◆ **INFORMATION PROVIDED**:
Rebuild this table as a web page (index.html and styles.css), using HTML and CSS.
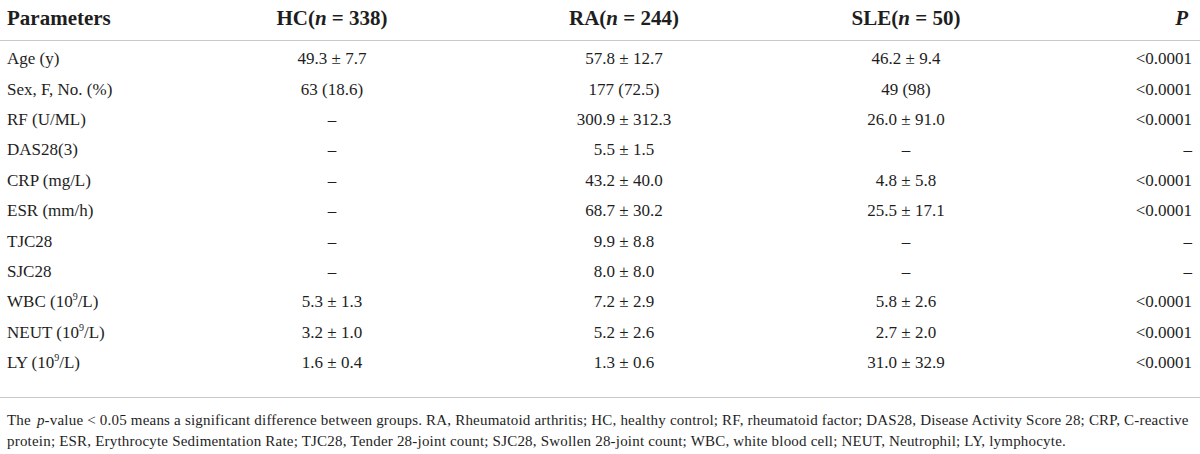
FILE: index.html
```html
<!DOCTYPE html>
<html lang="en">
<head>
    <meta charset="UTF-8">
    <title>Table 1</title>
    <link rel="stylesheet" href="styles.css">
</head>
<body>
<div class="wrap">
    <table class="data">
        <colgroup>
            <col class="c-param">
            <col class="c-hc">
            <col class="c-ra">
            <col class="c-sle">
            <col class="c-p">
        </colgroup>
        <thead>
        <tr>
            <th class="name">Parameters</th>
            <th>HC(<i>n</i> = 338)</th>
            <th>RA(<i>n</i> = 244)</th>
            <th>SLE(<i>n</i> = 50)</th>
            <th class="pval"><i>P</i></th>
        </tr>
        </thead>
        <tbody>
        <tr><td class="name">Age (y)</td><td>49.3 ± 7.7</td><td>57.8 ± 12.7</td><td>46.2 ± 9.4</td><td class="pval">&lt;0.0001</td></tr>
        <tr><td class="name">Sex, F, No. (%)</td><td>63 (18.6)</td><td>177 (72.5)</td><td>49 (98)</td><td class="pval">&lt;0.0001</td></tr>
        <tr><td class="name">RF (U/ML)</td><td>–</td><td>300.9 ± 312.3</td><td>26.0 ± 91.0</td><td class="pval">&lt;0.0001</td></tr>
        <tr><td class="name">DAS28(3)</td><td>–</td><td>5.5 ± 1.5</td><td>–</td><td class="pval">–</td></tr>
        <tr><td class="name">CRP (mg/L)</td><td>–</td><td>43.2 ± 40.0</td><td>4.8 ± 5.8</td><td class="pval">&lt;0.0001</td></tr>
        <tr><td class="name">ESR (mm/h)</td><td>–</td><td>68.7 ± 30.2</td><td>25.5 ± 17.1</td><td class="pval">&lt;0.0001</td></tr>
        <tr><td class="name">TJC28</td><td>–</td><td>9.9 ± 8.8</td><td>–</td><td class="pval">–</td></tr>
        <tr><td class="name">SJC28</td><td>–</td><td>8.0 ± 8.0</td><td>–</td><td class="pval">–</td></tr>
        <tr><td class="name">WBC (10<sup>9</sup>/L)</td><td>5.3 ± 1.3</td><td>7.2 ± 2.9</td><td>5.8 ± 2.6</td><td class="pval">&lt;0.0001</td></tr>
        <tr><td class="name">NEUT (10<sup>9</sup>/L)</td><td>3.2 ± 1.0</td><td>5.2 ± 2.6</td><td>2.7 ± 2.0</td><td class="pval">&lt;0.0001</td></tr>
        <tr><td class="name">LY (10<sup>9</sup>/L)</td><td>1.6 ± 0.4</td><td>1.3 ± 0.6</td><td>31.0 ± 32.9</td><td class="pval">&lt;0.0001</td></tr>
        </tbody>
    </table>
    <p class="note">The <i>p</i>-value &lt; 0.05 means a significant difference between groups. RA, Rheumatoid arthritis; HC, healthy control; RF, rheumatoid factor; DAS28, Disease Activity Score 28; CRP, C-reactive protein; ESR, Erythrocyte Sedimentation Rate; TJC28, Tender 28-joint count; SJC28, Swollen 28-joint count; WBC, white blood cell; NEUT, Neutrophil; LY, lymphocyte.</p>
</div>
</body>
</html>
```

FILE: styles.css
```css
body {
    margin: 0;
    padding: 0;
    background: #ffffff;
    color: #1e1e1e;
    font-family: "Liberation Serif", "Times New Roman", serif;
}
.wrap {
    width: 1200px;
}
.data {
    width: 1200px;
    border-collapse: collapse;
    table-layout: fixed;
    border-bottom: 1px solid #c9c9c9;
}
.c-param { width: 216px; }
.c-hc { width: 232px; }
.c-ra { width: 352px; }
.c-sle { width: 212px; }
.c-p { width: 188px; }

.data th {
    height: 37px;
    padding: 0 0 3px 0;
    font-size: 21px;
    font-weight: bold;
    text-align: center;
    vertical-align: middle;
    border-bottom: 1px solid #c9c9c9;
}
.data td {
    height: 30.4px;
    padding: 0;
    font-size: 17px;
    text-align: center;
    vertical-align: middle;
}
.data tbody tr:first-child td {
    padding-top: 3px;
}
.data tbody tr:last-child td {
    height: 30px;
    padding-bottom: 19px;
}
.data .name {
    text-align: left;
    padding-left: 7px;
}
.data .pval {
    text-align: right;
    padding-right: 8px;
}
.data th.pval {
    padding-right: 12px;
}
sup {
    font-size: 10px;
    line-height: 0;
}
.note {
    margin: 0;
    padding: 12px 7px 0 7px;
    font-size: 15px;
    letter-spacing: 0.2px;
    line-height: 21.5px;
}
.note i {
    padding-left: 2px;
}
```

◆ **WHAT TO WORK ON**: Return each line where "index" shows up.

◆ **THE OUTPUT**:
Rebuild this table as a web page (index.html and styles.css), using HTML and CSS.
FILE: index.html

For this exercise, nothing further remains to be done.